I have explained in my commentary on the Qur'ān the Divine law regarding the Messengers (rusul) and their direct addressees. I have explained that sometimes God sends a Prophet (nabī) as a Messenger (rasūl) to a nation. The Messenger makes his message plain. He establishes his claim by a number of portents and removes all possible doubts on his claim to be a Divine Messenger. If his addressees reject him and his message even after the itmām-i ḥujjah (making the truth obvious in a conclusive manner), the rejecters are either struck by God's cosmic punishment and destroyed or, otherwise, punished at the hands of the believers.

It is this way (sunnah) of God which this ḥadīth explains. It is a historical fact that the Prophet (sws) was primarily sent to the Children of Ismā'īl, who were his direct addressees. Therefore, after itmām-i ḥujjah was accomplished by the Prophet (sws), they were left to choose between death and faith. They were not held in bondage nor were they offered to pay jizyah and follow their religion.

Similar problematic narratives bearing upon issues of great importance abound in the ḥadīth literature. It is, therefore, very important to learn the context of situation of the reported acts and statements of the Prophet (sws). Failure to understand the true context of such narratives has perplexed most of our renowned scholars who badly failed to explain such problematic narratives. They either adopted apologetic attitude with regard to these narratives or came to hold clearly unfoundedviews.

3.5 Mutual Harmony of Religion, Human Nature and Reason

The fifth and the last guiding principle in this regard is that the religion does not contradict the dictates of reason and fiṭrah (human nature). God has indeed based the teachings of religion on the dictates of fiṭrah.

Fiṭrahof God upon which He has modelled the humans. (Q 30:30)

The religion highlights the dictates of reason and fiṭrah, shapes them in the form of principles and bases the entire system of human life on it. Hence, it cannot contradict fiṭrah. It follows from this that everything that is against reason and fiṭrah would definitely contradict the religion.

The entire call of the Qur'ān is based on reason and intellect. The Book pleads to it in the support of its claims. Similarly, aḥādīth penetrate our hearts through reason and fiṭrah. It does not contain something opposed to reason and fiṭrah. If we find any such ḥadīth we must investigate and ponder over it in more depth. We shall either appreciate that, previously, we were misinterpreting the ḥadīth or learn that the narrative is not sound.

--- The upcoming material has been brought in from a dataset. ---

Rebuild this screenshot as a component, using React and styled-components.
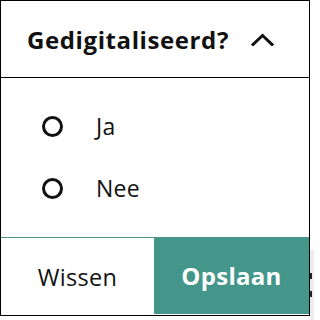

We must also appreciate that, at times, we fail to grasp all aspects of a stated fact. If we fail to fully understand a prophetic statement and we realise that the reason of our failure lies in the limitations of human intellect, we should not hastily brand the narrative as against reason and fiṭrah. It entails that if we see that a statement contradicts reason and fiṭrah, we should continue contemplating on it till we are able to grasp its meaning or conclude that it lies out of the scope of human mind. If, however, repeated investigation proves that the narrative contradicts reason and fiṭrah and there is no way we can reconcile between the two then it must be boldly rejected.

I also want to emphasize that, in this discussion, I do not mean to refer to the understanding and reasoning of those who do not use intellect and reason properly. Nor do I refer to those who make their reason hostage to the desires of their flesh. Their issue should be referred to God for judgment.

3.6 Conclusion

The religion and the sharī'ah are not trivial affairs. They command serious consideration. The prophetic sayings form part of the religion of God. To declare that a particular statement is a genuine prophetic saying is a grave judgment. It is a matter of great responsibility. Not everyone is able to discharge this duty. There are no doubt other principles of ḥadīth investigation. They too are important for us. However, the ones which I have mentioned above are fundamental. They provide firm and foundational rules to guide the student. It is not possible for one to properly understand and explain aḥādīth without taking them into consideration.